Source data =>
-.-.-

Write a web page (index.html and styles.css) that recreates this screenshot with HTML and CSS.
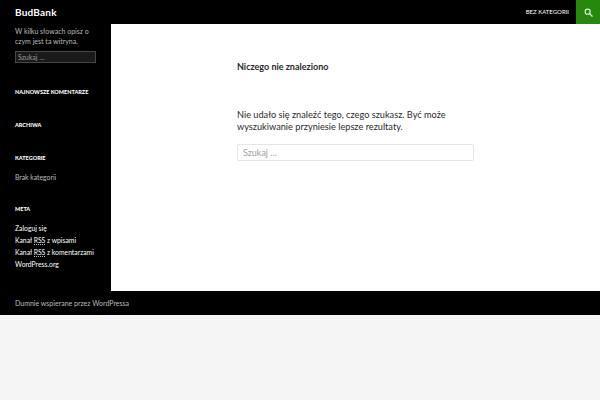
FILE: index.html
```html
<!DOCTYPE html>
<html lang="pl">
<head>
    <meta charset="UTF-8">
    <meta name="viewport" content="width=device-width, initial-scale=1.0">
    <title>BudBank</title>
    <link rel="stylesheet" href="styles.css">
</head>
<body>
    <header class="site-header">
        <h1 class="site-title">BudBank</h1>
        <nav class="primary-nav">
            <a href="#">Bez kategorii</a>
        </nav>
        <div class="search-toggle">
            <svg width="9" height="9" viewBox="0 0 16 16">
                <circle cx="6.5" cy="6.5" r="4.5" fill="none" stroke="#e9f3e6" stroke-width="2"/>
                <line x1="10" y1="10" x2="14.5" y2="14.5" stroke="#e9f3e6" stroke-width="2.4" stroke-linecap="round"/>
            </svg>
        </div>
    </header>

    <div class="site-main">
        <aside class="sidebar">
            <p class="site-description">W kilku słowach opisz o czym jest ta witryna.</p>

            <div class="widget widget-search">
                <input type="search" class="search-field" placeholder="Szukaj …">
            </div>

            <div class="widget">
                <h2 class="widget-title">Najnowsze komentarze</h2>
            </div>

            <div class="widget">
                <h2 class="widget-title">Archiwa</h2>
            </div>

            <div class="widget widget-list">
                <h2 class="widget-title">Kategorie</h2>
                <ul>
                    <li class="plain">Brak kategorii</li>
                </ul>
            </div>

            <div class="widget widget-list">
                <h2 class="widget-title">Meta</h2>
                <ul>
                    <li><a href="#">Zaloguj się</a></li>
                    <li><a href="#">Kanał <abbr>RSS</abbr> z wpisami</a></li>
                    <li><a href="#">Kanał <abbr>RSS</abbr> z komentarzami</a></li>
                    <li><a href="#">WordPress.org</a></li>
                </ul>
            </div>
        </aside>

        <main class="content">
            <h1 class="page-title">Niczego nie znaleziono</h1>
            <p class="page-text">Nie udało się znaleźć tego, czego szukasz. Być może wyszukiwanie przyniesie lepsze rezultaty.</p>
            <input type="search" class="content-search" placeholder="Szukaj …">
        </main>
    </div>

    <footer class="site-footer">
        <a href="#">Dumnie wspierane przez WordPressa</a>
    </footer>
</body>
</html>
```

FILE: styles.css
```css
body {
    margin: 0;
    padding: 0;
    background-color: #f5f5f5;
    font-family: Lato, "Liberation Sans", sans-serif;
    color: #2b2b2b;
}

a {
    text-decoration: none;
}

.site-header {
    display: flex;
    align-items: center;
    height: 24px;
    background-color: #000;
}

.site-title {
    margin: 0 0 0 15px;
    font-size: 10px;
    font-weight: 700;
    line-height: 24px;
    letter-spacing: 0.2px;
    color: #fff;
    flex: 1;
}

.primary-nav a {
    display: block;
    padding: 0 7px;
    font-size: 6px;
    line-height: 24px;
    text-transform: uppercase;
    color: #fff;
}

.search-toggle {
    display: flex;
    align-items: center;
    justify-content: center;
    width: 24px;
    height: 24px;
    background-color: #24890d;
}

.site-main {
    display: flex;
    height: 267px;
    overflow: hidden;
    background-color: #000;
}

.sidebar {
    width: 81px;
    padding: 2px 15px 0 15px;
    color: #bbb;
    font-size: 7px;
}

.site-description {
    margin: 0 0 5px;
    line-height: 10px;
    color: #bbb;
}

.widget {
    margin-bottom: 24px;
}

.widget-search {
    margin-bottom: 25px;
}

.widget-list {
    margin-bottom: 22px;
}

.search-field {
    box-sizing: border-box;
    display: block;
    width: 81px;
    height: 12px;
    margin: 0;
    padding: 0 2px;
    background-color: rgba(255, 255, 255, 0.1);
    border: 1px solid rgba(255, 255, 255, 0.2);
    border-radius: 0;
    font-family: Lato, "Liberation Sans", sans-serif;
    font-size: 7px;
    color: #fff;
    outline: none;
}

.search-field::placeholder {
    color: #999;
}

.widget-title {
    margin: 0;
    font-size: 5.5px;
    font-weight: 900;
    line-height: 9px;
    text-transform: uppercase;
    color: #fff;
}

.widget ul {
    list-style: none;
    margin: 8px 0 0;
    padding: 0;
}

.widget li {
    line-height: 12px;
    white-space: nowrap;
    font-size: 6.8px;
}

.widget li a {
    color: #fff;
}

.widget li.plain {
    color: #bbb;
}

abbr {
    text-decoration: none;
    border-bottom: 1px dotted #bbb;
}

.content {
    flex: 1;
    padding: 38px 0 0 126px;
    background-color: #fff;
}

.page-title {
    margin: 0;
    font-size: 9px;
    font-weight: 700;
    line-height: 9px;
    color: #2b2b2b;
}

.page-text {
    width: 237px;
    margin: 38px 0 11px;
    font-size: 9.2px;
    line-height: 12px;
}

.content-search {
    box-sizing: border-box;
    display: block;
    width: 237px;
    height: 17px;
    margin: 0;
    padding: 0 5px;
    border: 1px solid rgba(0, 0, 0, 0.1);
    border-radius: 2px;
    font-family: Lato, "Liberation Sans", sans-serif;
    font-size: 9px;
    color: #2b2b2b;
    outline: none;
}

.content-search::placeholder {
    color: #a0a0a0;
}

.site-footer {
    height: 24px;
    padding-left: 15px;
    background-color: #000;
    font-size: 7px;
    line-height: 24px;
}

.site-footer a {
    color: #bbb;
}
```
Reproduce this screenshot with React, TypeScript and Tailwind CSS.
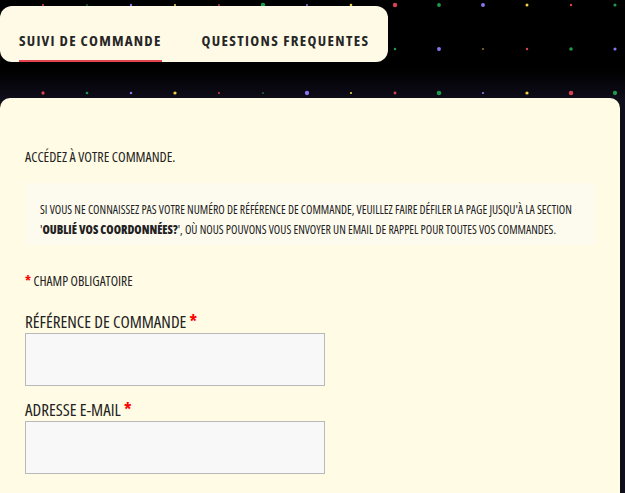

-.-.-

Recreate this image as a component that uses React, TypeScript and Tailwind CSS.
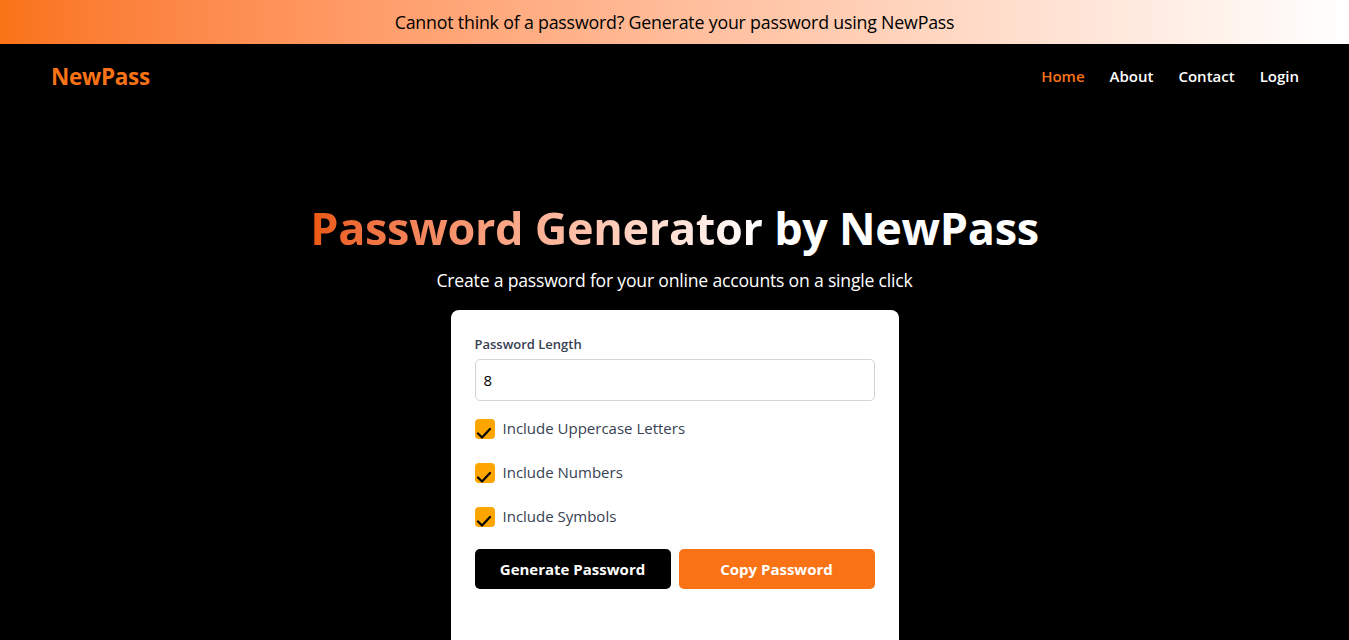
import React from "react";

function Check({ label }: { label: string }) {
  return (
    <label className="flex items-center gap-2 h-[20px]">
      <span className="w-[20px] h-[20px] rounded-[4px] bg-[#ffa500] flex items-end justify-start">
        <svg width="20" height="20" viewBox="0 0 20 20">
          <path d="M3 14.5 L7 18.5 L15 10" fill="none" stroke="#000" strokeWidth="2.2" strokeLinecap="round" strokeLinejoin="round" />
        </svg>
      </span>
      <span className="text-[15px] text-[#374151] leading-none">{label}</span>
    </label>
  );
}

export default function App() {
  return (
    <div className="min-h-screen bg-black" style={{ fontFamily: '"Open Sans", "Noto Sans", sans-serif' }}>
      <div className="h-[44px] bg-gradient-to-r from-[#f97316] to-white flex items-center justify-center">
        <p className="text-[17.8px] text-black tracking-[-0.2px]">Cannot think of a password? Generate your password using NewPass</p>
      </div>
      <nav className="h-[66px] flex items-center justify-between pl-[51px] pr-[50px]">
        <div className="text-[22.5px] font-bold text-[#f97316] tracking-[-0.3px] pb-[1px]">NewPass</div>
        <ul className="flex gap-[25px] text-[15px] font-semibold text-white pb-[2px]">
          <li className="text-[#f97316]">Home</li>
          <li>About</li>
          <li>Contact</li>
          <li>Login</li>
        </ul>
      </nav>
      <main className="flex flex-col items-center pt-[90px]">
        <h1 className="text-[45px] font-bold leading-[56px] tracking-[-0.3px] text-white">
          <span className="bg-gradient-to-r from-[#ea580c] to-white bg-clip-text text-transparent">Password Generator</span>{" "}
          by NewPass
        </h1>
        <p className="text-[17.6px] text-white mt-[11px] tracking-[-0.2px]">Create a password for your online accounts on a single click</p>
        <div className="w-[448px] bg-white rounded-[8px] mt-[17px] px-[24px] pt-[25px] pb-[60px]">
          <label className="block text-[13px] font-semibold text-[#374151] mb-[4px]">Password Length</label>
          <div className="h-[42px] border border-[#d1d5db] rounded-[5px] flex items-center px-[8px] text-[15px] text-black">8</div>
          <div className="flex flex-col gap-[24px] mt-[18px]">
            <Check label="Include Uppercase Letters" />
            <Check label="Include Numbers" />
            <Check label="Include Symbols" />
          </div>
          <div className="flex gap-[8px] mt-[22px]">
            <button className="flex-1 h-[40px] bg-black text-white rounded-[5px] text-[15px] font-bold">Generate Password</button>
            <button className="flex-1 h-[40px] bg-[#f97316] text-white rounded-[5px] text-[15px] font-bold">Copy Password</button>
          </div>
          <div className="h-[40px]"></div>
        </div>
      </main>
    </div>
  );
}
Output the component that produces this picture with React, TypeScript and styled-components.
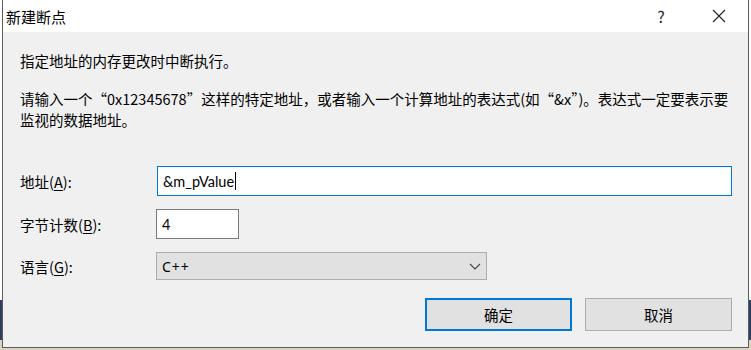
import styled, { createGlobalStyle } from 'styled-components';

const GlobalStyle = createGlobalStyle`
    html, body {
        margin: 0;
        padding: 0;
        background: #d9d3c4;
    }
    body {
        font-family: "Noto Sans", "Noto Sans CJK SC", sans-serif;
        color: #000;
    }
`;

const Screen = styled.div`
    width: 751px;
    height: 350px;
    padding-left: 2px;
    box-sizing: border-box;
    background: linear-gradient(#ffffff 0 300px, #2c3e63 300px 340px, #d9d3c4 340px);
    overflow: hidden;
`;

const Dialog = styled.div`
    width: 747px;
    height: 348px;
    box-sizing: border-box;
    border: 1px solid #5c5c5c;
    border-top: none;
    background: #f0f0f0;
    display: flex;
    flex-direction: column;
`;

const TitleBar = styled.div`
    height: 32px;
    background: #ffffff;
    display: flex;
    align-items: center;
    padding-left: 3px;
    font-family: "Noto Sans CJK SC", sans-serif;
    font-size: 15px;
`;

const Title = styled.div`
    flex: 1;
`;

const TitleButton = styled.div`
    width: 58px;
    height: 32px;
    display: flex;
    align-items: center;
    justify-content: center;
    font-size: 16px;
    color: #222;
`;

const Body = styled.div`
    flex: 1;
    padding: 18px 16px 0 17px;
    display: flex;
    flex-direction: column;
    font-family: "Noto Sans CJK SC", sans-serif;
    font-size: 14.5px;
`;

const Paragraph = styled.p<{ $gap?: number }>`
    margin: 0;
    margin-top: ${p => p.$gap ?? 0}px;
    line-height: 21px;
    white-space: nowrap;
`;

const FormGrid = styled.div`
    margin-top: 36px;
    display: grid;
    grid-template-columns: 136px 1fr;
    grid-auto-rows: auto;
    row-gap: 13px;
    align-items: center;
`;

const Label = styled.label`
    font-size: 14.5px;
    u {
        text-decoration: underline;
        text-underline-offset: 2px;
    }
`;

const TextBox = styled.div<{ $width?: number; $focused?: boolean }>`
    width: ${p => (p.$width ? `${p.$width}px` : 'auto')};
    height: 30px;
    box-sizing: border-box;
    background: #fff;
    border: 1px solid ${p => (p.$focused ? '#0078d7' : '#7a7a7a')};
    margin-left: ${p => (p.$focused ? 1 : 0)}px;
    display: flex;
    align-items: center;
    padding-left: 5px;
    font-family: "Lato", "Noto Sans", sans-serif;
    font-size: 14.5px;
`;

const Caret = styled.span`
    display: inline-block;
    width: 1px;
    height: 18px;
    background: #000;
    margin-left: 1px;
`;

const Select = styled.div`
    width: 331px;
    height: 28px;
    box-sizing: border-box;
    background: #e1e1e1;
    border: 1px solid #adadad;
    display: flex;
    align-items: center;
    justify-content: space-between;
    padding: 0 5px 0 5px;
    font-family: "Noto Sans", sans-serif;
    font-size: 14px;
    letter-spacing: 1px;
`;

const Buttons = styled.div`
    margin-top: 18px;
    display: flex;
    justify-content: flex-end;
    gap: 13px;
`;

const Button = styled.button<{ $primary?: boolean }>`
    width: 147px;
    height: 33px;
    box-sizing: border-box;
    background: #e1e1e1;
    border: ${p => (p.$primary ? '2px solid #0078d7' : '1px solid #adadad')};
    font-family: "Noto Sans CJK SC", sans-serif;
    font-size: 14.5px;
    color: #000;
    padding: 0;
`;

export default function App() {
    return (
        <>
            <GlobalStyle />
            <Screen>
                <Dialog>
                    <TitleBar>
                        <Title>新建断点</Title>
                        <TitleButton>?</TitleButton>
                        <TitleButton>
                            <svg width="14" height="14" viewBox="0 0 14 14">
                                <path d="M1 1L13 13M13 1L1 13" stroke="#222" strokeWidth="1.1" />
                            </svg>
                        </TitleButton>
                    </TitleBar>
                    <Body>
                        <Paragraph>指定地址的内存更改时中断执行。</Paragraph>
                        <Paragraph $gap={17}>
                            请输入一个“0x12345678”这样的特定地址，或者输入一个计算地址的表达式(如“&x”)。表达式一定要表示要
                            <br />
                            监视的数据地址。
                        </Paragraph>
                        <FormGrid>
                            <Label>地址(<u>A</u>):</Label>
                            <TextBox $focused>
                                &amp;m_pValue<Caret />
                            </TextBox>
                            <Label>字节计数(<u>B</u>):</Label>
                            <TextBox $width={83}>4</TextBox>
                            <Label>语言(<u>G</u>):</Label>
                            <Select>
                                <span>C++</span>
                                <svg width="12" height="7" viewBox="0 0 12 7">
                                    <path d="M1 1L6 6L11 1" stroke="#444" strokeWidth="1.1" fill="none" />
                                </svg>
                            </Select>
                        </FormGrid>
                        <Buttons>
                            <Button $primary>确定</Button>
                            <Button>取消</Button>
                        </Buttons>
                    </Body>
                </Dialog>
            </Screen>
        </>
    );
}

-.-.-

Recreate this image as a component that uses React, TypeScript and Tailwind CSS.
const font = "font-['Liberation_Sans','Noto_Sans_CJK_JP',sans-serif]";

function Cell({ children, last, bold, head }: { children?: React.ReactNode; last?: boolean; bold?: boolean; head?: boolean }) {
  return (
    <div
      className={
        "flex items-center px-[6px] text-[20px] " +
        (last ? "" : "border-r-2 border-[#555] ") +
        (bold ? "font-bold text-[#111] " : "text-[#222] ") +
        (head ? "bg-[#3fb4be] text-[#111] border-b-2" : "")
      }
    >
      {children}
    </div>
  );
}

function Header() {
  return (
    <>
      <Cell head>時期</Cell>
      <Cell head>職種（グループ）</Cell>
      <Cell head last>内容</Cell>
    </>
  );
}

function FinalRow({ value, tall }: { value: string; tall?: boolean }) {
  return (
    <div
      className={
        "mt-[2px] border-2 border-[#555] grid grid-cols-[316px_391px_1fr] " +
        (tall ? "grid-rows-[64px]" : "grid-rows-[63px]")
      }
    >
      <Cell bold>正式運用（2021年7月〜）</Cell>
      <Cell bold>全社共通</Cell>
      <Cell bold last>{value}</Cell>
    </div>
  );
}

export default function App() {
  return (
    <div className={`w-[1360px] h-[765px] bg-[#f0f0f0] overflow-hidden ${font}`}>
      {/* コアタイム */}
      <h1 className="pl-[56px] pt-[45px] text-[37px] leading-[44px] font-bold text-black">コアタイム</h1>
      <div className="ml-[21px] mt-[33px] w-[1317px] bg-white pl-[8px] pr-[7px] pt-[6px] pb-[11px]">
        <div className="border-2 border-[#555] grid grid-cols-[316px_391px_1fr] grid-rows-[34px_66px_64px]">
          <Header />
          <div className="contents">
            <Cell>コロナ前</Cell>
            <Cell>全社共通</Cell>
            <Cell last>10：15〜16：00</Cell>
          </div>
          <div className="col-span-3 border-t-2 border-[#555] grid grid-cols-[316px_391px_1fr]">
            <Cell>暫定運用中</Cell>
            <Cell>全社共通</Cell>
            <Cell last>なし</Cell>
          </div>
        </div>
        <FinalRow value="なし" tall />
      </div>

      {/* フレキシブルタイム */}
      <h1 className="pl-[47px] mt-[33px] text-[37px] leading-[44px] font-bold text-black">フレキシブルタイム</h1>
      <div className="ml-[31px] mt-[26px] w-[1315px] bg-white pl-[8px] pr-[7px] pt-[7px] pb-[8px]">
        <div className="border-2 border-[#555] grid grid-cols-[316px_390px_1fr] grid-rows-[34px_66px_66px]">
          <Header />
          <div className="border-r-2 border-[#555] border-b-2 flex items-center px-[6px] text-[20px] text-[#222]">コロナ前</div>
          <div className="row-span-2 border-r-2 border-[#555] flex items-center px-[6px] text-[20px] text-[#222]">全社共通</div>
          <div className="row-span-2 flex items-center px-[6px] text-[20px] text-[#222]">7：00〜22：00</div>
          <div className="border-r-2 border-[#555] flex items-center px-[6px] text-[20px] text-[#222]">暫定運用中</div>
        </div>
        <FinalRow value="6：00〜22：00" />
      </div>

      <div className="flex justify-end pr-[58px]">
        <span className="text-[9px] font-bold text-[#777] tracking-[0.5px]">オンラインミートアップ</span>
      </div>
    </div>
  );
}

-.-.-

Required work => Using the listing above, state the number of lines that hold "screenshot", with no other text.

Solution for this task => 2